According to a 2008 GAO report, the government employees closest to the PCI situation, DoD program managers, generally agree that standard safeguards are needed for contractor employees participating in the acquisition process.
However, most departments of the DoD already have safeguards in place against PCI, and “a number of program managers…expressed concern that adding new safeguards will increase costs for the government and are unnecessary since government officials—not contractors—are the ones ultimately making the decisions.”
The report goes on to say “DoD oversight officials as well as Office of Government Ethics (OGE) officials, however, believed additional safeguards are necessary to maintain public confidence, particularly since contractors are increasingly being involved in spending decisions, though this could be achieved through changes in policy and practice and changes in regulations rather than changes in the law.”
In other words, the push for new PCI regulations is largely a political maneuver, as protecting “public confidence” is the impetus for new regulations.
All of the 19 offices reviewed by GAO had already established safeguard procedures through PCI clauses in contracts or self-certification protocols to prevent PCI issues for contractor employees involved in the acquisition process.
Additionally, six offices had safeguards for contractors performing other types of advisory and assistance tasks. For example, the Army’s Communications Electronics Lifecycle Management Command and the Air Force’s Electronics Systems Center have developed contract clauses for other types of contractor employees who directly advise and assist federal decision-makers.
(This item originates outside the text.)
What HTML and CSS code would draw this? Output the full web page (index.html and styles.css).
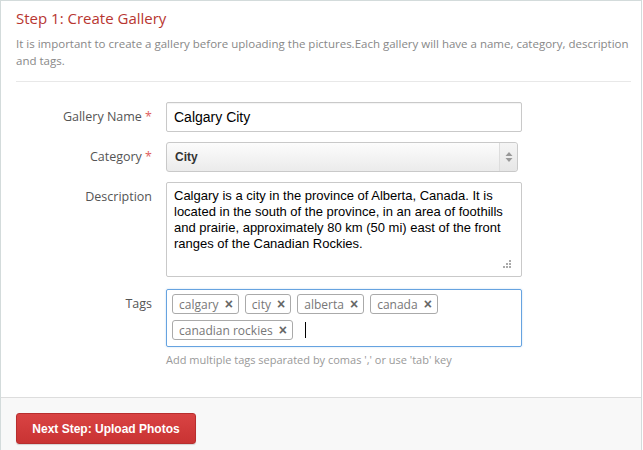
FILE: index.html
```html
<!DOCTYPE html>
<html>
<head>
<meta charset="utf-8">
<link rel="stylesheet" href="styles.css">
</head>
<body>
<div class="panel">
  <div class="head">
    <h2 class="title">Step 1: Create Gallery</h2>
    <p class="intro">It is important to create a gallery before uploading the pictures.Each gallery will have a name, category, description and tags.</p>
    <div class="rule"></div>
  </div>
  <div class="form">
    <div class="row">
      <div class="label">Gallery Name <span class="req">*</span></div>
      <div class="field"><div class="input">Calgary City</div></div>
    </div>
    <div class="row">
      <div class="label">Category <span class="req">*</span></div>
      <div class="field">
        <div class="select"><span class="sel-text">City</span>
          <span class="sel-arrow"><svg width="8" height="12" viewBox="0 0 8 12"><path d="M4 1 L7.5 5 H0.5 Z M4 11 L7.5 7 H0.5 Z" fill="#999"/></svg></span>
        </div>
      </div>
    </div>
    <div class="row">
      <div class="label">Description</div>
      <div class="field">
        <div class="textarea">Calgary is a city in the province of Alberta, Canada. It is located in the south of the province, in an area of foothills and prairie, approximately 80 km (50 mi) east of the front ranges of the Canadian Rockies.
          <svg class="grip" width="9" height="9" viewBox="0 0 9 9"><g fill="#aaa"><rect x="6" y="0" width="2" height="2"/><rect x="3" y="3" width="2" height="2"/><rect x="6" y="3" width="2" height="2"/><rect x="0" y="6" width="2" height="2"/><rect x="3" y="6" width="2" height="2"/><rect x="6" y="6" width="2" height="2"/></g></svg>
        </div>
      </div>
    </div>
    <div class="row row-tags">
      <div class="label">Tags</div>
      <div class="field">
        <div class="tags">
          <span class="tag">calgary <b class="x">×</b></span>
          <span class="tag">city <b class="x">×</b></span>
          <span class="tag">alberta <b class="x">×</b></span>
          <span class="tag">canada <b class="x">×</b></span>
          <span class="tag">canadian rockies <b class="x">×</b></span>
          <span class="caret"></span>
        </div>
        <div class="help">Add multiple tags separated by comas ',' or use 'tab' key</div>
      </div>
    </div>
  </div>
  <div class="foot">
    <button class="btn">Next Step: Upload Photos</button>
  </div>
</div>
</body>
</html>
```
FILE: styles.css
```css
html, body { margin: 0; padding: 0; height: 450px; overflow: hidden; background: #fff; }
body { font-family: "Open Sans", "Segoe UI", sans-serif; }
.panel { border: 1px solid #d3dbdb; border-bottom: none; margin-right: 1px; background: #fff; height: 480px; display: flex; flex-direction: column; }
.head { padding: 5px 10px 0 15px; }
.title { margin: 0; font-weight: 400; font-size: 15px; line-height: 24px; color: #b83631; }
.intro { margin: 5px 0 0; font-size: 11.5px; line-height: 17px; color: #888; }
.rule { height: 1px; background: #e8e8e8; margin-top: 12px; }
.form { padding: 20px 0 0; }
.row { display: grid; grid-template-columns: 151px 356px; column-gap: 14px; margin-bottom: 10px; }
.label { text-align: right; font-size: 12.5px; color: #555; line-height: 30px; }
.req { color: #e06060; }
.input { border: 1px solid #c9c9c9; border-radius: 2px; box-sizing: border-box; height: 30px; padding: 0 7px; font: 14px/28px "Liberation Sans", Arial, sans-serif; color: #000; box-shadow: inset 0 1px 1px rgba(0,0,0,.05); }
.select { position: relative; height: 30px; box-sizing: border-box; width: 352px; border: 1px solid #c9c9c9; border-radius: 3px; background: linear-gradient(#fcfcfc, #ebebeb); font: bold 12px/28px "Liberation Sans", Arial, sans-serif; color: #333; padding-left: 8px; display: flex; justify-content: space-between; }
.sel-arrow { width: 17px; border-left: 1px solid #ddd; display: flex; align-items: center; justify-content: center; background: linear-gradient(#f4f4f4, #e6e6e6); border-radius: 0 3px 3px 0; }
.textarea { position: relative; height: 95px; box-sizing: border-box; border: 1px solid #c9c9c9; border-radius: 2px; padding: 5px 7px; font: 13px/16px "Liberation Sans", Arial, sans-serif; color: #000; white-space: normal; }
.grip { position: absolute; right: 9px; bottom: 7px; }
.row-tags { margin-top: 12px; }
.tags { height: 58px; box-sizing: border-box; border: 1px solid #66a3e0; border-radius: 2px; box-shadow: 0 0 2px rgba(102,163,224,.4); padding: 4px 5px; display: flex; flex-wrap: wrap; align-content: flex-start; gap: 6px 6px; }
.tag { height: 20px; box-sizing: border-box; border: 1px solid #aaa; border-radius: 3px; padding: 0 5px 0 6px; font-size: 12px; line-height: 18px; color: #777; background: #fff; }
.x { font-family: "Liberation Sans", Arial, sans-serif; font-size: 14px; color: #666; font-weight: bold; margin-left: 3px; }
.caret { width: 1px; height: 16px; background: #000; margin: 2px 0 0 6px; }
.help { font-size: 11px; color: #999; margin-top: 5px; line-height: 16px; }
.foot { margin-top: 19px; flex: 1; background: #f8f8f8; border-top: 1px solid #ddd; padding: 15px 15px; }
.btn { width: 180px; height: 31px; border: 1px solid #b82e2e; border-radius: 3px; background: linear-gradient(#d94343, #c93333); color: #fff; font: bold 12px "Liberation Sans", Arial, sans-serif; box-shadow: 0 1px 1px rgba(0,0,0,.15); }
```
In fact, for contractors not involved in the acquisition process, some program managers feel that additional PCI safeguards could create a cost and oversight burden. From GAO’s report, “these managers also stressed that government officials are ultimately responsible for decision-making, not contractor employees.”
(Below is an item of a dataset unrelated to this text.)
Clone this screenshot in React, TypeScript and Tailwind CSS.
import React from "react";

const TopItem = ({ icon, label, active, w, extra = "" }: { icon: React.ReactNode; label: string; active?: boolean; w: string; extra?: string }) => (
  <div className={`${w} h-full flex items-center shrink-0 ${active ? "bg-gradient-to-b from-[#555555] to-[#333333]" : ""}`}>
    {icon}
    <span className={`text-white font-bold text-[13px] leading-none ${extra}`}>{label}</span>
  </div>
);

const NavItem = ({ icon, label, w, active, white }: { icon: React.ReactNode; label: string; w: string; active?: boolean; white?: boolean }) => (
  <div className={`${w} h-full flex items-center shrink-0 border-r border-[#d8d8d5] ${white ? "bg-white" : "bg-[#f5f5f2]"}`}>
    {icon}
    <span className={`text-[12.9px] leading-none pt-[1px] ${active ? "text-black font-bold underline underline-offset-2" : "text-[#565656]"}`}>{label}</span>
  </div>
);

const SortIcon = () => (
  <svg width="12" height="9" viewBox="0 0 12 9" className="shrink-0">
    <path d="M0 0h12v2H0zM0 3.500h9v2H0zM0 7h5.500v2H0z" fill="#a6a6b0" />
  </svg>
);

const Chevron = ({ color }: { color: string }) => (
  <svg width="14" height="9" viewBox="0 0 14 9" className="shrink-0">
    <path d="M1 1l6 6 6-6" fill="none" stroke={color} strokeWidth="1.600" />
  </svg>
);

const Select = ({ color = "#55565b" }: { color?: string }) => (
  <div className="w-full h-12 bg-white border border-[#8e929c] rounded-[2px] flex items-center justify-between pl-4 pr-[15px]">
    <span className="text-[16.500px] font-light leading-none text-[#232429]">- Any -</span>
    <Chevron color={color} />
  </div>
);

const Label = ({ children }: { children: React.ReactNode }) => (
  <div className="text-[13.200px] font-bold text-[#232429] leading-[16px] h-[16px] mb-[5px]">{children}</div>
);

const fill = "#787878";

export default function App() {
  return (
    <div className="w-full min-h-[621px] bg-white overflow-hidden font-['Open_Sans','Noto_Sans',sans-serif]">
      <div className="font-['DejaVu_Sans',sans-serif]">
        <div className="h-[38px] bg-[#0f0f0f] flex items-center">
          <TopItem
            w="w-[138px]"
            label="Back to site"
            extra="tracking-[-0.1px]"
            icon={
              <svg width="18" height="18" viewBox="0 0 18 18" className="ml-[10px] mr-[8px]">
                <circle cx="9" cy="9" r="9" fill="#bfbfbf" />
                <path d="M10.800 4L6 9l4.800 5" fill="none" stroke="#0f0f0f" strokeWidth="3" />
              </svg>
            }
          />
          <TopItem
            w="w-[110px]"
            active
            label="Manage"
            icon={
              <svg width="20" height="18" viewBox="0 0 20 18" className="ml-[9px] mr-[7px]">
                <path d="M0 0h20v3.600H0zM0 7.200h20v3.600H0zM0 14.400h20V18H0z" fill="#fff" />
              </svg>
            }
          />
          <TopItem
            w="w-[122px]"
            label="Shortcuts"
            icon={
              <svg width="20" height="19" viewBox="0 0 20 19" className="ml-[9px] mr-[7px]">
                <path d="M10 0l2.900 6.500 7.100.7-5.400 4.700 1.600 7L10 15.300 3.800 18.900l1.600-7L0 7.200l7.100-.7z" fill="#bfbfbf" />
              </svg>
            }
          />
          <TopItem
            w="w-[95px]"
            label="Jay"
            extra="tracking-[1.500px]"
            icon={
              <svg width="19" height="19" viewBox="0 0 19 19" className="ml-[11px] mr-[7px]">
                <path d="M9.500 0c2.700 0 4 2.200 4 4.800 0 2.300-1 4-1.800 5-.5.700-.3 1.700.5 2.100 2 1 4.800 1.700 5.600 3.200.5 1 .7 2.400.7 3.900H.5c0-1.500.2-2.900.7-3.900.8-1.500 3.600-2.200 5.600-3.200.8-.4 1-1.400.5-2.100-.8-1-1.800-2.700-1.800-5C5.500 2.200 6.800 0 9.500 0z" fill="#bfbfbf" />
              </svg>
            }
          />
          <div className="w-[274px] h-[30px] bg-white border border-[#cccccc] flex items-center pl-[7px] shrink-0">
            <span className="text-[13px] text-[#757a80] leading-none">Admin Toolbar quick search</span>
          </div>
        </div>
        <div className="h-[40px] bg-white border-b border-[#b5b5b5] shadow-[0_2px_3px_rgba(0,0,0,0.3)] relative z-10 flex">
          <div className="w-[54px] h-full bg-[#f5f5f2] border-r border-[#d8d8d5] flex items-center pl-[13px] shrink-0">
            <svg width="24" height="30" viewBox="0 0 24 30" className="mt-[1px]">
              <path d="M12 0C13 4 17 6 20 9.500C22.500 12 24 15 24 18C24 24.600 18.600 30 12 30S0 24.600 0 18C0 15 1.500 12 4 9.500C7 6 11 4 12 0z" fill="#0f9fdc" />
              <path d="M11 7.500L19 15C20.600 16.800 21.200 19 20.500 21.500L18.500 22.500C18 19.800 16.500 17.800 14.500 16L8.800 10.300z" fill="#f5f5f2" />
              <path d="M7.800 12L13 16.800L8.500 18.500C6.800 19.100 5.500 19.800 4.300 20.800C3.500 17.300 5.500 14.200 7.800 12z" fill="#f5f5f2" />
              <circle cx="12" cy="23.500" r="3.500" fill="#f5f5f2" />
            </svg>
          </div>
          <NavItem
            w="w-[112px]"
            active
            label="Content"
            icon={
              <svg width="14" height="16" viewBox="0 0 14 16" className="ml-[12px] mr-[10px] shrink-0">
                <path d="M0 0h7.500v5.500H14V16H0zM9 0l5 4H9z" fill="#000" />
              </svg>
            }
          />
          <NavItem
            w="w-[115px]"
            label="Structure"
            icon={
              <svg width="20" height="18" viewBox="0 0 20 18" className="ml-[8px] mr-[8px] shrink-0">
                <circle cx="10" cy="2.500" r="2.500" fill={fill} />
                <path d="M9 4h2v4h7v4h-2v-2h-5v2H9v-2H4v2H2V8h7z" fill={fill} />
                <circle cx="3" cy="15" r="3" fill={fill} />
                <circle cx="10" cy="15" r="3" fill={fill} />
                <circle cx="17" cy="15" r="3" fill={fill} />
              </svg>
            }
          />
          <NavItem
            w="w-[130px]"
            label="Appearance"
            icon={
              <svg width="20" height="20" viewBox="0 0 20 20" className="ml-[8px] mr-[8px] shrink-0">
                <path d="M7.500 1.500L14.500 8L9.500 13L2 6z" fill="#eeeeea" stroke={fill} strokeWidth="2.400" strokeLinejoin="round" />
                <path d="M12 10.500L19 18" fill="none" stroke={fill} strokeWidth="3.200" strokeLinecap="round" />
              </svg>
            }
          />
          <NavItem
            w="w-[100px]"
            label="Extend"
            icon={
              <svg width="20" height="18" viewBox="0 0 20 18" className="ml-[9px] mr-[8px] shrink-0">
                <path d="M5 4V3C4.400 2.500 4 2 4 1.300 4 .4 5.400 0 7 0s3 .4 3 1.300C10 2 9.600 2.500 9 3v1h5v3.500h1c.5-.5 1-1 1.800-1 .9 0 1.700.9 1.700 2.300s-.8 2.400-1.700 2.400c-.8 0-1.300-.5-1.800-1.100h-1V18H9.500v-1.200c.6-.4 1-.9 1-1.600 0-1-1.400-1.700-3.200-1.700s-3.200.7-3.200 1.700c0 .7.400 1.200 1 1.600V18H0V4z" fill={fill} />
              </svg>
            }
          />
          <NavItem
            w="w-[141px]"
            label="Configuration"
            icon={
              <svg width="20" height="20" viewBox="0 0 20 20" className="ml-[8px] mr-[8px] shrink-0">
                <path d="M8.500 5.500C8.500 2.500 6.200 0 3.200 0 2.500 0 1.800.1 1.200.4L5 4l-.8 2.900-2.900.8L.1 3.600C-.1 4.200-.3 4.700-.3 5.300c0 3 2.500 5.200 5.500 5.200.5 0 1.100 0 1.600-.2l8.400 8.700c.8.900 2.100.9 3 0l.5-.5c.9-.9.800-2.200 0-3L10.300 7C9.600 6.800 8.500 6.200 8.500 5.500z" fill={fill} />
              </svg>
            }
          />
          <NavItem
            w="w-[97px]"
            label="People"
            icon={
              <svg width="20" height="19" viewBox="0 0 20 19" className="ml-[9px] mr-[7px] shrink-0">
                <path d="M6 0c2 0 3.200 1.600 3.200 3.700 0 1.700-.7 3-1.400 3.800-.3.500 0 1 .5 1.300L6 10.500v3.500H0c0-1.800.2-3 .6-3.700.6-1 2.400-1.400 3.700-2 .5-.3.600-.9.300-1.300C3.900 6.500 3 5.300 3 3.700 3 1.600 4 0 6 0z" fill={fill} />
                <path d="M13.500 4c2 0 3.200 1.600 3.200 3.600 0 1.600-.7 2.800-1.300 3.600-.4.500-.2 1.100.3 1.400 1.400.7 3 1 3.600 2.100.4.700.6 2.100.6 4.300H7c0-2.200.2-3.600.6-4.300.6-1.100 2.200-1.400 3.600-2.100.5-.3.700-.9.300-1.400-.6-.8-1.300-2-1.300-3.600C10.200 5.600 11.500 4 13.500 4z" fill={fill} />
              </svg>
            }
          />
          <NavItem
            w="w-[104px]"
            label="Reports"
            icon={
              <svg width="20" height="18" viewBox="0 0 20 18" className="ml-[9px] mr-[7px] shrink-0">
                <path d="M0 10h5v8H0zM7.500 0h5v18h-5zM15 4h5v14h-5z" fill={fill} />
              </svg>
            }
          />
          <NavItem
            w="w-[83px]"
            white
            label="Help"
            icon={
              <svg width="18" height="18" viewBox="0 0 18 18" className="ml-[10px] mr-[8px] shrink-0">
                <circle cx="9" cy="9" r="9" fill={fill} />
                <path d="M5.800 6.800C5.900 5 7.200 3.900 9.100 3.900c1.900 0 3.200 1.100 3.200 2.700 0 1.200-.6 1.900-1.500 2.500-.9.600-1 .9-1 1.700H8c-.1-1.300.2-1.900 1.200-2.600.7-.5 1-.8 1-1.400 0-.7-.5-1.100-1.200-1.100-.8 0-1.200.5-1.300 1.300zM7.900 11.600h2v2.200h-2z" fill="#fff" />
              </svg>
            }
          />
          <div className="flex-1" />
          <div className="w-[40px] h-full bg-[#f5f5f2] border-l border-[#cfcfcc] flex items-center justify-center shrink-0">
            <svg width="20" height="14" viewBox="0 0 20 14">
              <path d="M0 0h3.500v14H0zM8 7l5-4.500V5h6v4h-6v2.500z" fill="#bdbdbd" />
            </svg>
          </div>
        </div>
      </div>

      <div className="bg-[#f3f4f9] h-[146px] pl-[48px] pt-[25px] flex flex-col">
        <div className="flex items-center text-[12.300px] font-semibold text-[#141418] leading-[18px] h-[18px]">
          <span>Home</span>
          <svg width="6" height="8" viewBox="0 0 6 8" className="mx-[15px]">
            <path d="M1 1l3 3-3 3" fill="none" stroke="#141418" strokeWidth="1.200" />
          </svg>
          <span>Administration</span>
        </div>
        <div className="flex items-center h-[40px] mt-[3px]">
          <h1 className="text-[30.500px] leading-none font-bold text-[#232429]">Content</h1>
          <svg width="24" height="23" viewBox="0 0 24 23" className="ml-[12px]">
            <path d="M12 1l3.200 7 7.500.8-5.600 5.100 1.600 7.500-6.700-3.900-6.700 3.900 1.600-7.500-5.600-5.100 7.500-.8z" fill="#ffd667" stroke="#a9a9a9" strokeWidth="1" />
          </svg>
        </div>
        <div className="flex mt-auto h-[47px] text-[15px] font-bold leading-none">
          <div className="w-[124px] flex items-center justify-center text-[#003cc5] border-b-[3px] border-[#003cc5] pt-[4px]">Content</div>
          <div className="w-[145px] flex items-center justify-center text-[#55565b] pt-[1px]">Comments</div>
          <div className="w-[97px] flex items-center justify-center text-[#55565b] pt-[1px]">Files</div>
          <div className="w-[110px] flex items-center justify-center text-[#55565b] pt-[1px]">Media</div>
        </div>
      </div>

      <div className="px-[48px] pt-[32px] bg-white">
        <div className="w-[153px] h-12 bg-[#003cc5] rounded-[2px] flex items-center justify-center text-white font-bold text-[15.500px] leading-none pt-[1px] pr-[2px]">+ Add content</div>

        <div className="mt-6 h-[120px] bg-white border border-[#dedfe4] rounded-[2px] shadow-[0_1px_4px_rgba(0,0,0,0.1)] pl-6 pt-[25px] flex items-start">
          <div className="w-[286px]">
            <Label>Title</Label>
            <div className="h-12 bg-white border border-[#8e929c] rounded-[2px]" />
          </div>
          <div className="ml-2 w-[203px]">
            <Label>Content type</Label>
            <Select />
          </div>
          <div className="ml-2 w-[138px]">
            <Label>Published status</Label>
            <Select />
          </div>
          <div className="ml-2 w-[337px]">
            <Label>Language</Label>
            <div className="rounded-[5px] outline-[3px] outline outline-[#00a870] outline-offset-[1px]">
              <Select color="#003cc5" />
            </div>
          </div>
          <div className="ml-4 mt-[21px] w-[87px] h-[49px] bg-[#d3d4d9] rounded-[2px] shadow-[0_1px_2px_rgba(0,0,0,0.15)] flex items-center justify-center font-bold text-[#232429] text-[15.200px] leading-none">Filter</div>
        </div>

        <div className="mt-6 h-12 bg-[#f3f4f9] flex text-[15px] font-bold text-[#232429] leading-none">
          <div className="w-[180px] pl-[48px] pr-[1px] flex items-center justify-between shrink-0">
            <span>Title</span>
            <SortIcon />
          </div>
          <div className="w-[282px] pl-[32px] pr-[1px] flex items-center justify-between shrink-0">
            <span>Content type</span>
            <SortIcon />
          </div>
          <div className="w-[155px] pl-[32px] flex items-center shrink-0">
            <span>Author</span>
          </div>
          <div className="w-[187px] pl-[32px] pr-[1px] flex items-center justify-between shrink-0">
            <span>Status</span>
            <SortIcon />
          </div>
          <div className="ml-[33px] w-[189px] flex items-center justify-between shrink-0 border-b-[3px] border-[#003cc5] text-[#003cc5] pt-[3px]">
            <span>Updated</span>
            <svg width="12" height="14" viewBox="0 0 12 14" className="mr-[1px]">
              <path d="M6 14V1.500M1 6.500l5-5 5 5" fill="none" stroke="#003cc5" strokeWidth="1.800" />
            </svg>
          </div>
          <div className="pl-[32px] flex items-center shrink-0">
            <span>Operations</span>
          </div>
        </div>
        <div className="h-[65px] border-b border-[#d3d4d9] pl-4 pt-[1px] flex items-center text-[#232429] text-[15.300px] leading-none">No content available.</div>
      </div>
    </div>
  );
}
When GAO asked DoD officials to detail cases of improper conduct involving contractor employees, “some officials also pointed out that very few cases of actual conflicts of interest or other ethics problems involving contractor employees have been publicly identified and in most of these cases, the situations were handled informally.”
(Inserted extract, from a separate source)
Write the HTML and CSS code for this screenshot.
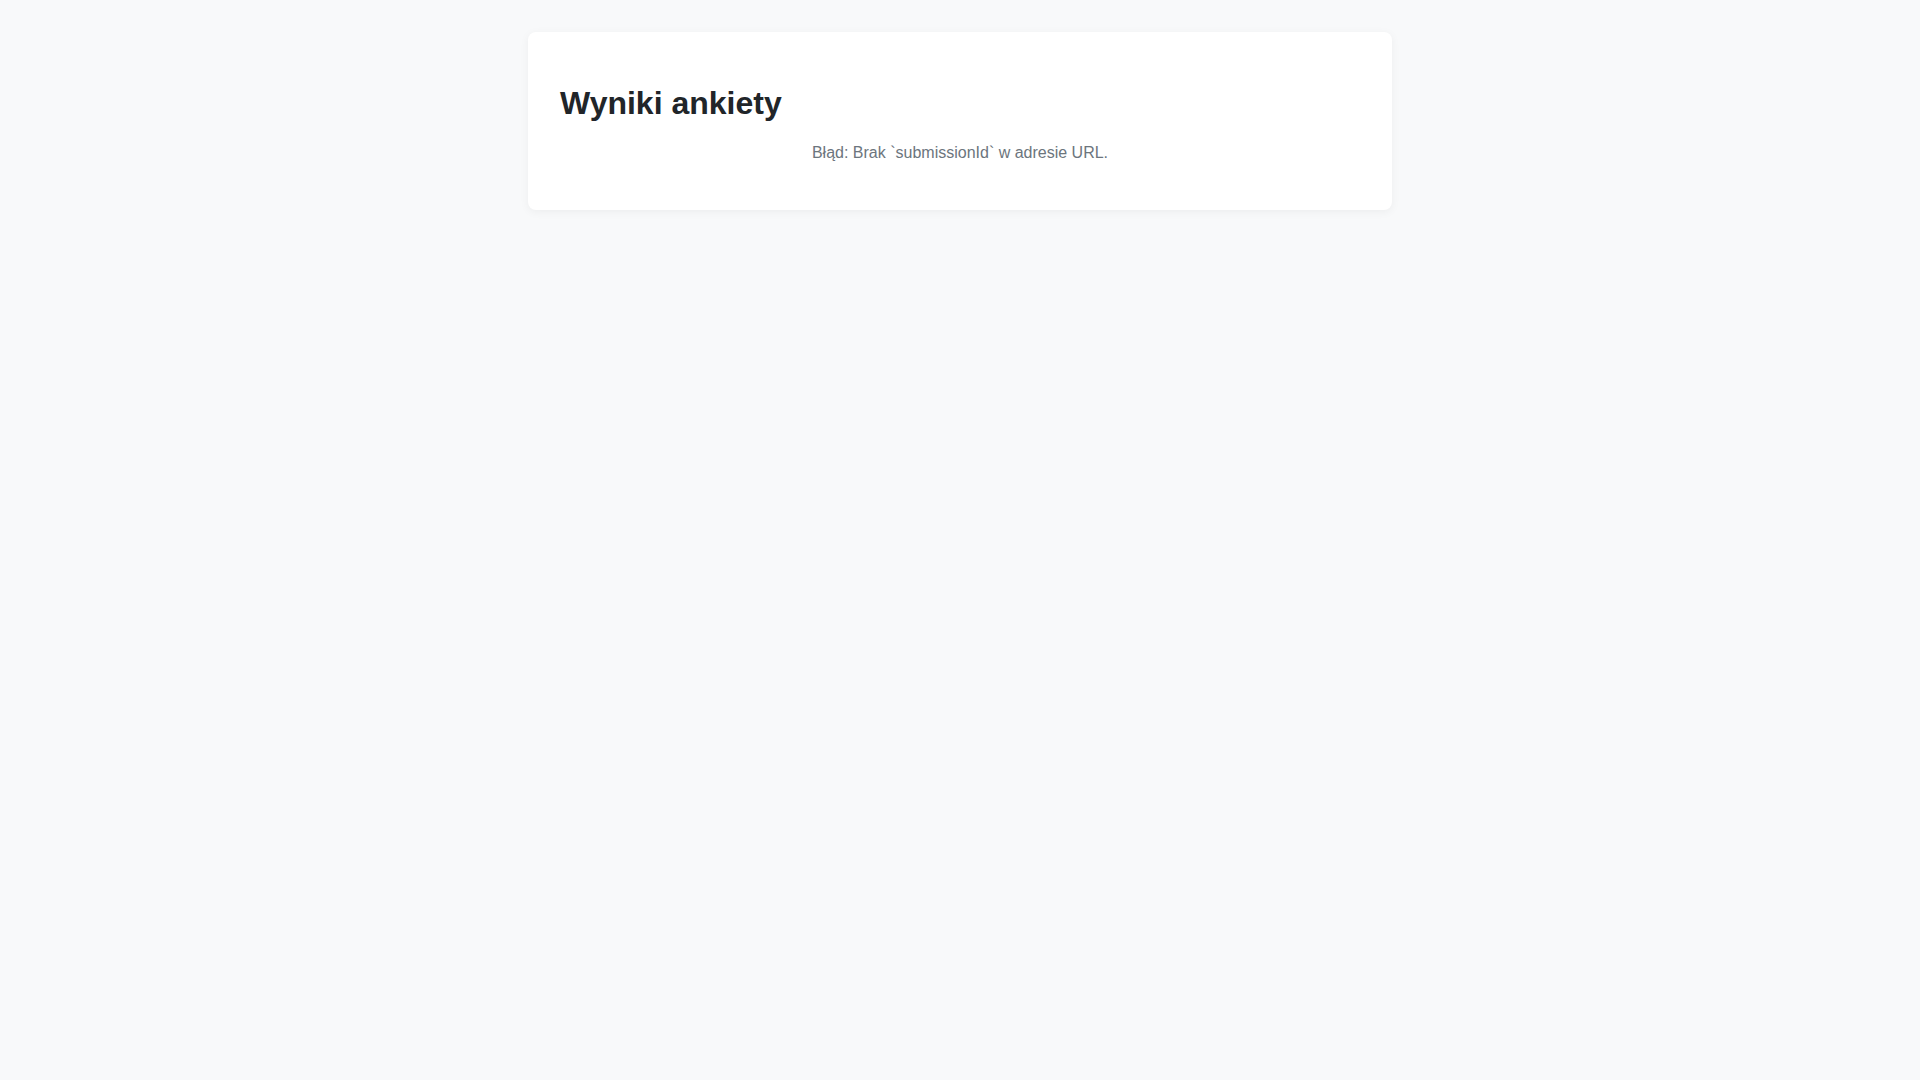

These program managers are also concerned that requiring contractor employees to abide by certain safeguards, i.e. submitting financial disclosure forms or submitting to government ethics audits “could chase away qualified contractors from federal work.”
Basically, DoD program managers are worried that new PCI regulations will mean more paperwork and higher costs, while the government already suffers from a shortage of acquisition personnel and ballooning federal deficits threaten to cut into DoD funding.